Task prompt:
Quote all lines below exactly. Images stay out.

[BEGIN Material provided]

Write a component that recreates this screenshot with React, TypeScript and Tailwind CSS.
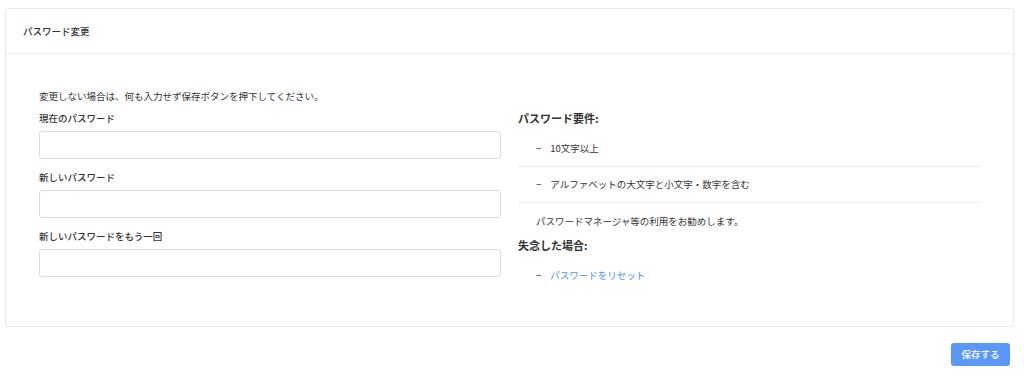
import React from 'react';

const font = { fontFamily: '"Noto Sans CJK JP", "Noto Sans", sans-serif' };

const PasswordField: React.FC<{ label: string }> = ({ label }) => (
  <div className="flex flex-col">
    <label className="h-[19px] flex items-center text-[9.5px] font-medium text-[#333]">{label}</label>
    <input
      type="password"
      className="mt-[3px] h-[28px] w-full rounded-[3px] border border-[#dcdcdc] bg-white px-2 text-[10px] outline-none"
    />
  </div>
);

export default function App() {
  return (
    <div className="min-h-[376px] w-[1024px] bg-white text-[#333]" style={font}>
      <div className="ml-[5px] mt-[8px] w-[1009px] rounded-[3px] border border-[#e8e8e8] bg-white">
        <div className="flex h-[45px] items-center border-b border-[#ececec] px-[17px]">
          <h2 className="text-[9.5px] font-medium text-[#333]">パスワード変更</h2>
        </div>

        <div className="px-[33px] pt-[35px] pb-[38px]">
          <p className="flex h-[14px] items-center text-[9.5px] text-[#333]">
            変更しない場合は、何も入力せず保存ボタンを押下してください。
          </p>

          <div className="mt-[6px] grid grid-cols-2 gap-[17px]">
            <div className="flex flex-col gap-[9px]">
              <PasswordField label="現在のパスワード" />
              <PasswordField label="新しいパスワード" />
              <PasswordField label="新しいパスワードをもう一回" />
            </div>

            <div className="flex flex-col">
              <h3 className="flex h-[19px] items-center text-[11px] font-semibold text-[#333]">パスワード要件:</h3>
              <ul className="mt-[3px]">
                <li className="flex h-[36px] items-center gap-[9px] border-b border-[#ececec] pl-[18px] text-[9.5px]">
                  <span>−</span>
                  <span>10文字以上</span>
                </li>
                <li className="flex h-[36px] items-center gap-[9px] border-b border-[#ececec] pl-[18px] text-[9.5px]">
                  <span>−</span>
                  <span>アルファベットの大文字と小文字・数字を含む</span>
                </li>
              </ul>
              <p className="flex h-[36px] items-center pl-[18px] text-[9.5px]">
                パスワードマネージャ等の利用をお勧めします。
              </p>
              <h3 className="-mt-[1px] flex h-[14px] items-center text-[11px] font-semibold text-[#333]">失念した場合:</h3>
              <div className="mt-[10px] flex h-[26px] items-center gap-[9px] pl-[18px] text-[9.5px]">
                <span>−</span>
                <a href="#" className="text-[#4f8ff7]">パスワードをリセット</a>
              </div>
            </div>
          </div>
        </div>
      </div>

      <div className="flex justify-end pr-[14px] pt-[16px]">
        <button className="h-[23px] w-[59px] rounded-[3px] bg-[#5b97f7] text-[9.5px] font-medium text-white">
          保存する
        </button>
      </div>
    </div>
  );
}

[END Material provided]

Answer to this exercise:
Write a component that recreates this screenshot with React, TypeScript and Tailwind CSS.
import React from 'react';

const font = { fontFamily: '"Noto Sans CJK JP", "Noto Sans", sans-serif' };

const PasswordField: React.FC<{ label: string }> = ({ label }) => (
  <div className="flex flex-col">
    <label className="h-[19px] flex items-center text-[9.5px] font-medium text-[#333]">{label}</label>
    <input
      type="password"
      className="mt-[3px] h-[28px] w-full rounded-[3px] border border-[#dcdcdc] bg-white px-2 text-[10px] outline-none"
    />
  </div>
);

export default function App() {
  return (
    <div className="min-h-[376px] w-[1024px] bg-white text-[#333]" style={font}>
      <div className="ml-[5px] mt-[8px] w-[1009px] rounded-[3px] border border-[#e8e8e8] bg-white">
        <div className="flex h-[45px] items-center border-b border-[#ececec] px-[17px]">
          <h2 className="text-[9.5px] font-medium text-[#333]">パスワード変更</h2>
        </div>

        <div className="px-[33px] pt-[35px] pb-[38px]">
          <p className="flex h-[14px] items-center text-[9.5px] text-[#333]">
            変更しない場合は、何も入力せず保存ボタンを押下してください。
          </p>

          <div className="mt-[6px] grid grid-cols-2 gap-[17px]">
            <div className="flex flex-col gap-[9px]">
              <PasswordField label="現在のパスワード" />
              <PasswordField label="新しいパスワード" />
              <PasswordField label="新しいパスワードをもう一回" />
            </div>

            <div className="flex flex-col">
              <h3 className="flex h-[19px] items-center text-[11px] font-semibold text-[#333]">パスワード要件:</h3>
              <ul className="mt-[3px]">
                <li className="flex h-[36px] items-center gap-[9px] border-b border-[#ececec] pl-[18px] text-[9.5px]">
                  <span>−</span>
                  <span>10文字以上</span>
                </li>
                <li className="flex h-[36px] items-center gap-[9px] border-b border-[#ececec] pl-[18px] text-[9.5px]">
                  <span>−</span>
                  <span>アルファベットの大文字と小文字・数字を含む</span>
                </li>
              </ul>
              <p className="flex h-[36px] items-center pl-[18px] text-[9.5px]">
                パスワードマネージャ等の利用をお勧めします。
              </p>
              <h3 className="-mt-[1px] flex h-[14px] items-center text-[11px] font-semibold text-[#333]">失念した場合:</h3>
              <div className="mt-[10px] flex h-[26px] items-center gap-[9px] pl-[18px] text-[9.5px]">
                <span>−</span>
                <a href="#" className="text-[#4f8ff7]">パスワードをリセット</a>
              </div>
            </div>
          </div>
        </div>
      </div>

      <div className="flex justify-end pr-[14px] pt-[16px]">
        <button className="h-[23px] w-[59px] rounded-[3px] bg-[#5b97f7] text-[9.5px] font-medium text-white">
          保存する
        </button>
      </div>
    </div>
  );
}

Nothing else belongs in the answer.